An other aspect of ‘Ranch’ is the use of cassettes I found in obsolete cassette players, amongst which a beautiful pink sony radio-cassette player. The found tapes were all recorded in the last century. A third component is a quartet of commercial tapes I was given, all four of them a reminder of the glory years of the humble cassette: albums by Joan Baez, Waylon Jennings, The Beach Boys and Judy Collins.

The fourth ingredient is a cassette with a reading on it. These types of cassettes were very popular in the last century. They provided manuals for a better life, a better economy, a better mastering of language, a better way to present yourself in public space, but also recordings of meetings, talks or telephone conversations. The qualities of a cheap and easy to reproduce medium as the cassette were used to its maximum effect. The tape I found was a reading of a Zen Master’s wise words.
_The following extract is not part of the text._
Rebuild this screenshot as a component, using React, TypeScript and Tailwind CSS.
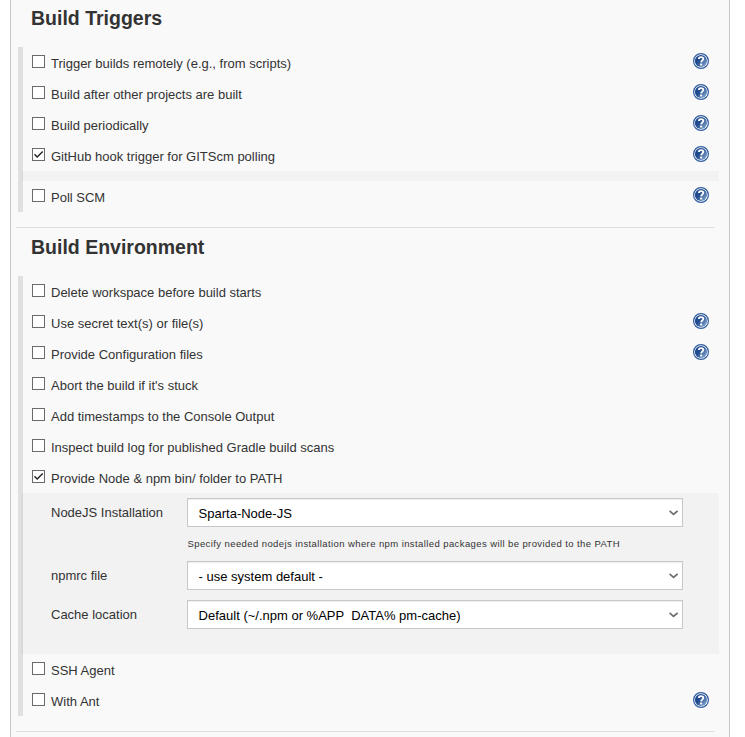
import React from "react";

function HelpIcon({ offset = "mt-[6px]" }: { offset?: string }) {
  return (
    <svg width="16" height="16" viewBox="0 0 16 16" className={"mr-[10px] shrink-0 " + offset} role="img" aria-label="Help">
      <defs>
        <linearGradient id="help-fill" x1="0" y1="0.1" x2="1" y2="0.9">
          <stop offset="0.4" stopColor="#204a8c" />
          <stop offset="1" stopColor="#8fb0d8" />
        </linearGradient>
      </defs>
      <circle cx="8" cy="8" r="7.400" fill="#ffffff" stroke="#2f5c9f" strokeWidth="1.200" />
      <circle cx="8" cy="8" r="6.100" fill="url(#help-fill)" />
      <path d="M5.900 6C5.900 4.700 6.800 4.100 8.100 4.100c1.400 0 2.200.7 2.200 1.700 0 1.600-2 1.600-2.100 3.600" fill="none" stroke="#fff" strokeWidth="1.900" />
      <rect x="7.100" y="10.600" width="2.100" height="1.900" fill="#fff" />
    </svg>
  );
}

type RowProps = { label: string; checked?: boolean; help?: boolean; helpOffset?: string };

function OptionRow({ label, checked, help, helpOffset }: RowProps) {
  return (
    <div className="flex h-[31px] items-start pl-[9px]">
      <span
        role="checkbox"
        aria-checked={!!checked}
        className="mt-[8px] flex h-[13px] w-[13px] shrink-0 items-center justify-center border border-[#6b6b6b] bg-white"
      >
        {checked && (
          <svg width="11" height="11" viewBox="0 0 11 11">
            <path d="M1.500 5.300L4.200 8L9.700 2.500" fill="none" stroke="#222" strokeWidth="1.400" />
          </svg>
        )}
      </span>
      <span className="ml-[6px] mt-[8px] flex-1 whitespace-nowrap text-[13px] leading-[17px]">{label}</span>
      {help && <HelpIcon offset={helpOffset} />}
    </div>
  );
}

function SelectBox({ value }: { value: string }) {
  return (
    <div className="flex h-[29px] w-[496px] items-center justify-between border border-[#c8c8c8] bg-white pl-[10.6px] pr-[4px] text-black shadow-[inset_0_1px_1px_rgba(0,0,0,0.075)]">
      <span className="whitespace-pre pt-[2px] text-[13px] leading-[17px]">{value}</span>
      <svg width="9" height="6" viewBox="0 0 9 6">
        <path d="M0.600 0.900L4.500 4.400L8.600 0.900" fill="none" stroke="#6e6e6e" strokeWidth="1.700" />
      </svg>
    </div>
  );
}

function FieldLabel({ children }: { children: string }) {
  return <span className="w-[136px] shrink-0 pt-[6px] text-[13px] leading-[17px]">{children}</span>;
}

export default function App() {
  return (
    <div className="h-[737px] overflow-hidden bg-white px-[10px] font-['Liberation_Sans',Arial,sans-serif] text-[#333]">
      <main className="h-full w-[720px] border-x border-[#c8c8c8] bg-[#f9f9f9]">
        <h2 className="h-[47px] pl-[20px] pt-[6px] text-[19.5px] font-bold leading-[24px]">Build Triggers</h2>
        <section className="ml-[7px] mr-[10px] border-l-[5px] border-[#e0e0e0]">
          <OptionRow label="Trigger builds remotely (e.g., from scripts)" help />
          <OptionRow label="Build after other projects are built" help />
          <OptionRow label="Build periodically" help />
          <OptionRow label="GitHub hook trigger for GITScm polling" checked help />
          <div className="-ml-[2px] h-[10px] bg-black/[0.027]" />
          <OptionRow label="Poll SCM" help />
        </section>
        <hr className="ml-[5px] mt-[15px] w-[698px] border-[#ddd]" />
        <h2 className="h-[48px] pl-[20px] pt-[7px] text-[19.5px] font-bold leading-[24px]">Build Environment</h2>
        <section className="ml-[7px] mr-[10px] border-l-[5px] border-[#e0e0e0]">
          <OptionRow label="Delete workspace before build starts" />
          <OptionRow label="Use secret text(s) or file(s)" help />
          <OptionRow label="Provide Configuration files" help />
          <OptionRow label="Abort the build if it's stuck" />
          <OptionRow label="Add timestamps to the Console Output" />
          <OptionRow label="Inspect build log for published Gradle build scans" />
          <OptionRow label="Provide Node &amp; npm bin/ folder to PATH" checked />
          <div className="-ml-[2px] h-[161px] bg-black/[0.027] pl-[30px] pt-[5px]">
            <div className="flex">
              <FieldLabel>NodeJS Installation</FieldLabel>
              <SelectBox value="Sparta-Node-JS" />
            </div>
            <p className="ml-[136.5px] h-[34px] whitespace-nowrap pt-[10px] text-[9.5px] leading-[14px] tracking-[0.405px]">
              Specify needed nodejs installation where npm installed packages will be provided to the PATH
            </p>
            <div className="flex">
              <FieldLabel>npmrc file</FieldLabel>
              <SelectBox value="- use system default -" />
            </div>
            <div className="mt-[10px] flex">
              <FieldLabel>Cache location</FieldLabel>
              <SelectBox value="Default (~/.npm or %APP  DATA% pm-cache)" />
            </div>
          </div>
          <OptionRow label="SSH Agent" />
          <OptionRow label="With Ant" help helpOffset="mt-[7px]" />
        </section>
        <hr className="ml-[5px] mt-[15px] w-[698px] border-[#ddd]" />
      </main>
    </div>
  );
}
When listening back to the recordings, all of which the result of a different mix, I couldnot help noticing that I had captured a moment in the newest history of the West Coast. This didnot happen because of my composing skills, if at all I have any. It is a simple result of the radio voices, the dated music and the snippets of the book by the zen master that got destructed or highlighted, but also mixed with the more intimate sounds of my recordings (that in fact could have been anyone’s recordings).

I connected three walkman to a fourtrack and used the fourtrack as a mixer and a player. In this way I could do a mix using four different sources and record them at the same time on my Marantz. All the twenty tapes of ‘Ranch’ carry the recordings of a different mix. The tape will cost you 7 Euro and will be available at the shop, or at my concerts.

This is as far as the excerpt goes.